Co-director Paul Dizio (PSYC) said that currently, NASA sponsors about half of the research at the lab, with about $1 million a year in funding from the agency.
Research at the lab explores ways in which people perceive their orientation in space in view of different situations. This includes human movement control and adaptation in weightless, artificial gravity, earths force, or high force environments like in space travel or flight.
"We are fundamentally interested in normal force environments. But, one way to understand normal situations is to understand unusual ones," Dizio said. The primary research funded by NASA addresses such "unusual" situations as space flight. For example, said Dizio, research asks why astronauts have problems telling up and down in space or why they have instability problems when they come back down to earth.
The lab hosts an interesting and rare array of equipment to aide in their research. Chairs and platforms that spin and move up and down simulate motion sickness attained from sea travel or create alternate gravitational environments.
Weighing in at seven tons, towering seven feet high, with a 22-foot diameter, the Slow Rotation Room is only the second of its kind in the United States. Dizio made a parallel to the "carnival ride" that spins around and pushes passengers against the wall and explained that like a "giant rotating space doughnut," the room can accelerate of up to 35 revolutions per minute, and simulate a force of 4 g, equivalent to increasing a person's weight sixfold. The usual speed used in the lab does not reach these heights, however, simulating only a six percent increase in weight.
"It is a dangerous piece of equipment. If you were naave and wandered in here, there could be a problem. This is also why things seem a little secretive," Dizio said.
The secrecy surrounding the lab, Dizio believes, stems from the location of the lab, its accessibility and NASA's defense work, which he noted does not involve the Graybiel lab. The cryptic basement location is due to a lack of other available options, and not an attempt at cover up. Special authorization is in fact needed to enter, but all research is published in "normal scientific journals" and available to the public.
"The front door is locked because there is a lot of expensive equipment.
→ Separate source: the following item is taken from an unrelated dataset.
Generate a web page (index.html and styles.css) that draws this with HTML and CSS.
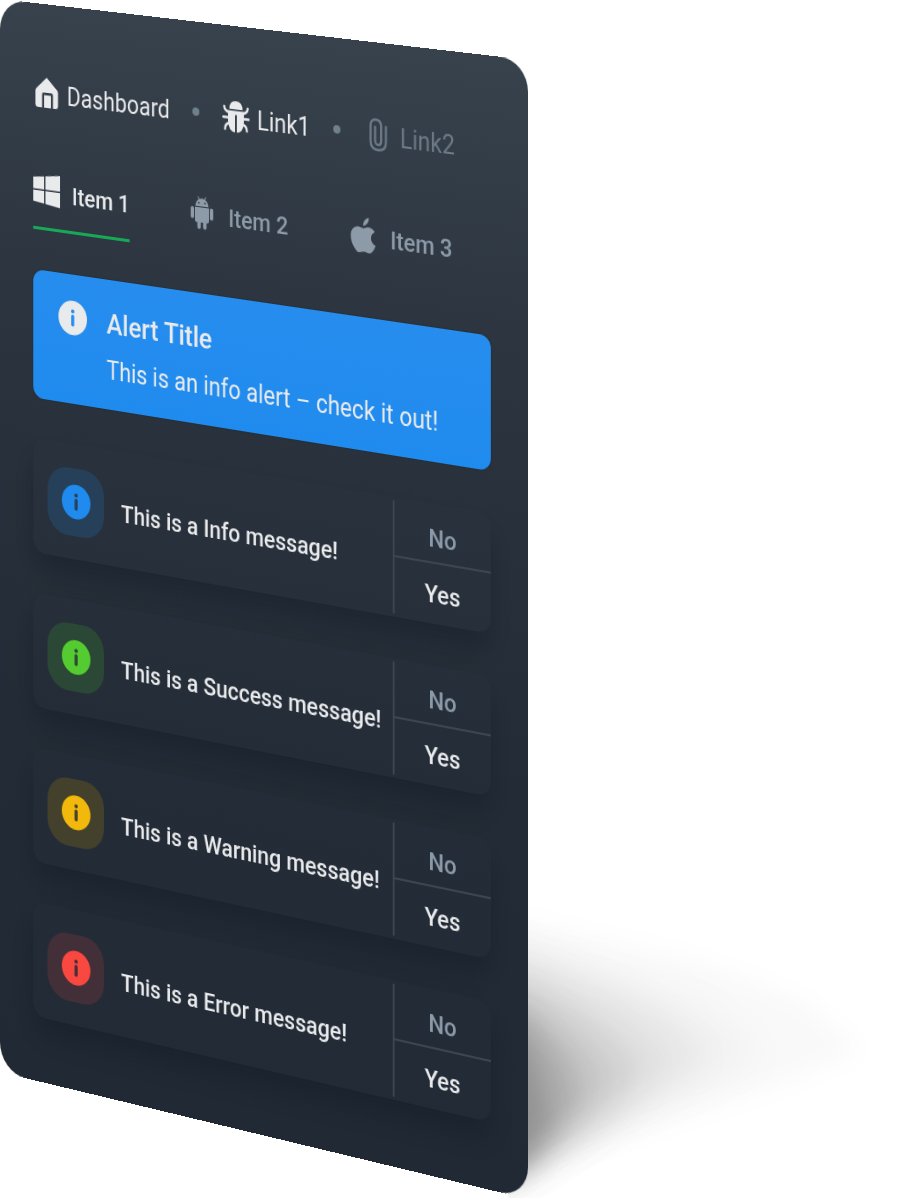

We have had to deal with vandalism," noted Dizio.
"Hundreds of Brandeis students have participated in our research projects over the years. I have no idea why students think it is a secret lab other than that many of us enjoy mysteries and intrigue," Lackner said.
Ivy League
Perhaps a nod to Brandeis' high level of academic excellence, many students mention the possibility of Ivy League connections.
Elenora Ziser '06 said she heard that Brandeis was supposedly offered the chance to be a member of the Ivy League and turned it down because such exclusivity went against the principles of Justice Louis D. Brandeis. Ziser noted that if the rumor is true, Brandeis most likely rejected the offer because of the implication that Brandeis would not be able to continue granting merit-based scholarships once joining the Ivy League.
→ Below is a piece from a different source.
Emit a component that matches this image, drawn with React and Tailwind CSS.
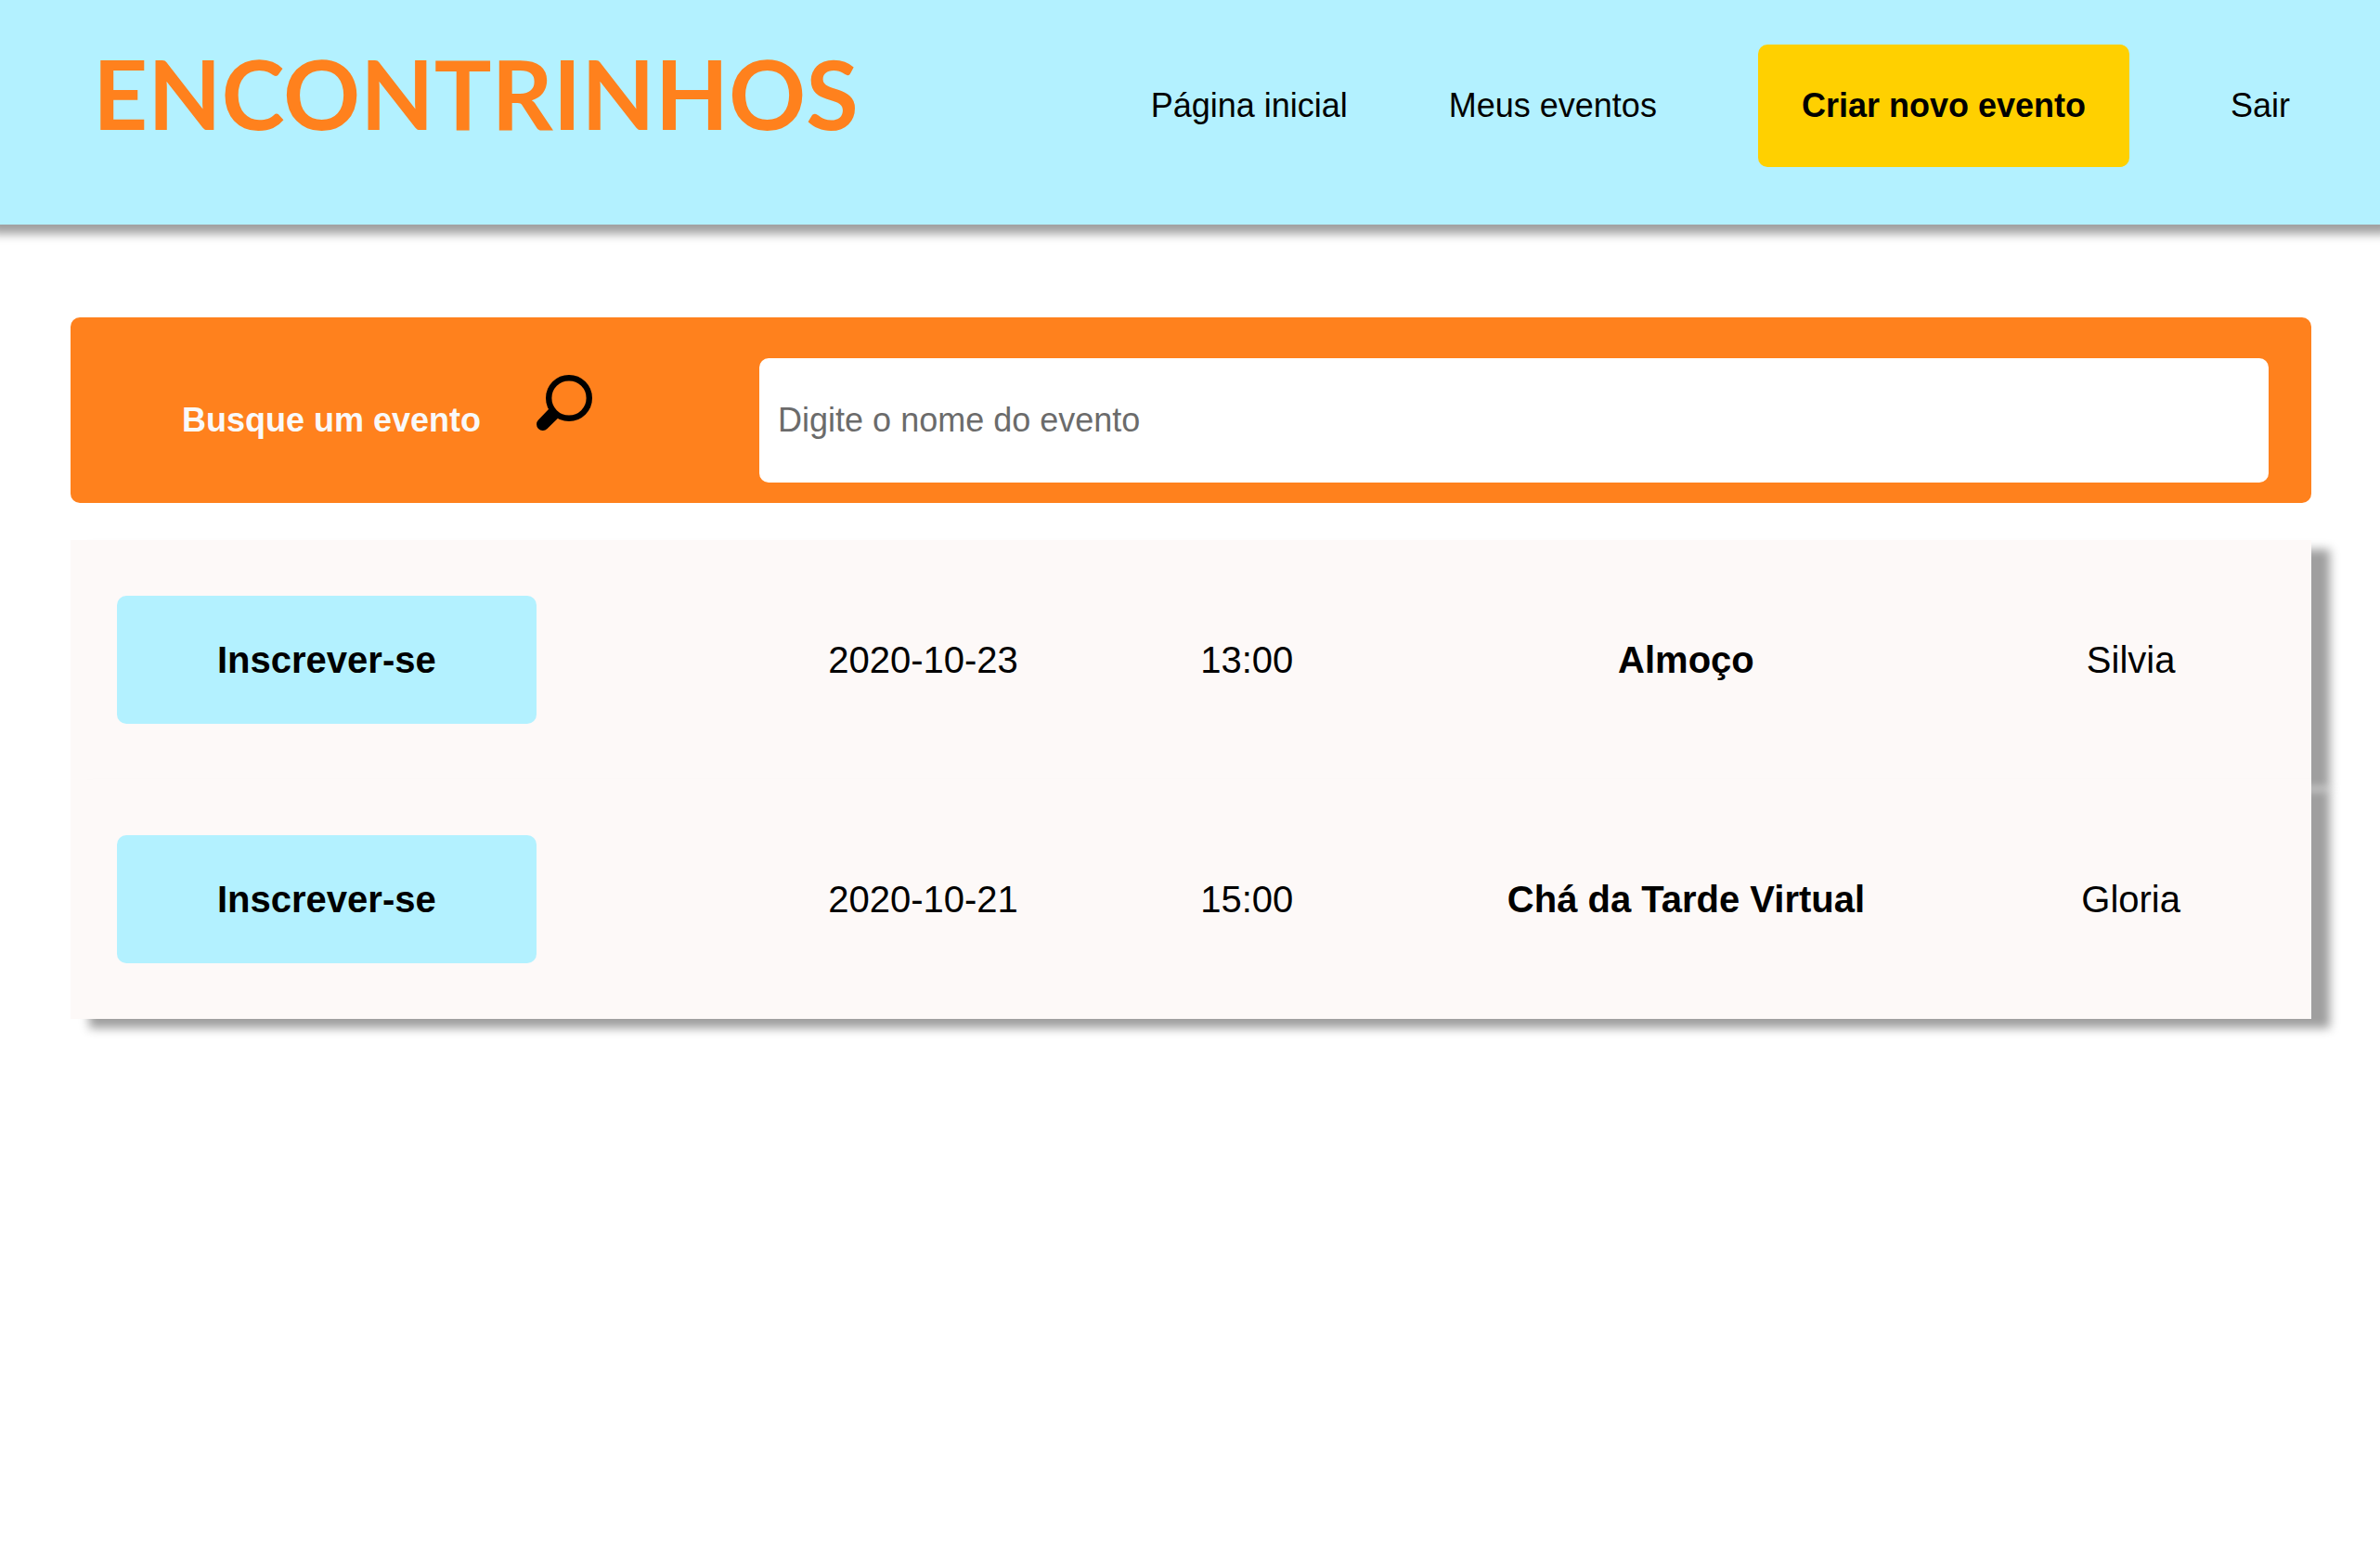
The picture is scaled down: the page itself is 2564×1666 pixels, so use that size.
const events = [
  { date: "2020-10-23", time: "13:00", name: "Almoço", host: "Silvia" },
  { date: "2020-10-21", time: "15:00", name: "Chá da Tarde Virtual", host: "Gloria" },
];

function SearchIcon() {
  return (
    <svg viewBox="0 0 60 60" className="mb-[38px] size-[60px] shrink-0" aria-hidden="true">
      <circle cx="35" cy="25" r="21.8" fill="none" stroke="#000" strokeWidth="6.4" />
      <path d="M13.7 36.3 L2 48.5 A6.7 6.7 0 0 0 11.5 58 L23 46.7 L24 43 L17 35 Z" fill="#000" />
    </svg>
  );
}

function Header() {
  return (
    <header className="flex items-start justify-between bg-[#b3f1ff] pt-12 pr-[97px] pb-[62px] pl-[100px] shadow-[0_0_10px_10px_#9f9f9f]">
      <h1 className="font-['Lato',sans-serif] text-[103px] leading-[104px] font-bold text-[#ff811d]">ENCONTRINHOS</h1>
      <nav className="flex items-center gap-[109px] text-[36px] leading-[44px] whitespace-nowrap">
        <a href="#inicio">Página inicial</a>
        <a href="#eventos">Meus eventos</a>
        <a href="#novo" className="rounded-[10px] bg-[#ffd000] px-[47px] py-11 font-bold">
          Criar novo evento
        </a>
        <a href="#sair">Sair</a>
      </nav>
    </header>
  );
}

function SearchBar() {
  return (
    <form className="flex items-center rounded-[10px] bg-[#ff811d] pt-11 pr-[46px] pb-[22px] pl-[120px]">
      <label htmlFor="busca" className="mr-[180px] flex items-center gap-[60px] text-[36px] leading-[44px] font-bold whitespace-nowrap text-[#f9f9f9]">
        Busque um evento
        <SearchIcon />
      </label>
      <input
        id="busca"
        type="text"
        placeholder="Digite o nome do evento"
        className="h-[134px] min-w-0 flex-1 rounded-[10px] bg-white px-5 text-[36px] leading-[44px] placeholder:text-[#6b6b6b]"
      />
    </form>
  );
}

function EventTable() {
  return (
    <table className="w-full table-fixed border-separate border-spacing-0 text-center text-[40px] leading-[46px]">
      <colgroup>
        <col className="w-[31.4%]" />
        <col className="w-[13.3%]" />
        <col className="w-[15.6%]" />
        <col className="w-[23.6%]" />
        <col />
      </colgroup>
      <tbody>
        {events.map((e) => (
          <tr key={e.date} className="bg-[#fdf9f8] shadow-[20px_10px_10px_#9f9f9f]">
            <td className="py-[60px] pl-[50px] text-left">
              <button type="button" className="block rounded-[10px] bg-[#b3f1ff] px-[108px] py-[46px] font-bold">
                Inscrever-se
              </button>
            </td>
            <td>{e.date}</td>
            <td>{e.time}</td>
            <td className="font-bold">{e.name}</td>
            <td>{e.host}</td>
          </tr>
        ))}
      </tbody>
    </table>
  );
}

export default function App() {
  return (
    <div className="min-h-screen overflow-x-hidden bg-white font-['Liberation_Sans',Arial,sans-serif] text-black">
      <Header />
      <main className="flex flex-col gap-10 pt-[100px] pr-[74px] pl-[76px]">
        <SearchBar />
        <EventTable />
      </main>
    </div>
  );
}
"This myth seems highly unlikely and logically impossible. Army and Navy might possibly have been invited because there were longstanding athletic competitions among them and the Ivies." Cathy Fallon of the Office of Development, said.
The invitation is not very plausible, she continued, because Brandeis only had a football team for a brief time and by the time the Ivy League football division was in full swing in the 1960s, Brandeis football was no more.
"Nothing about the Ivy League appears in Sachar's book about the first 20 years of Brandeis. It is also unlikely because most of the Ivies are schools with over a 200 year history ... compared to them, Brandeis is a 'start-up," Fallon said.
"Wherever this myth might have come from, I can only imagine it was a piece of fiction or a dream!" Fallon said.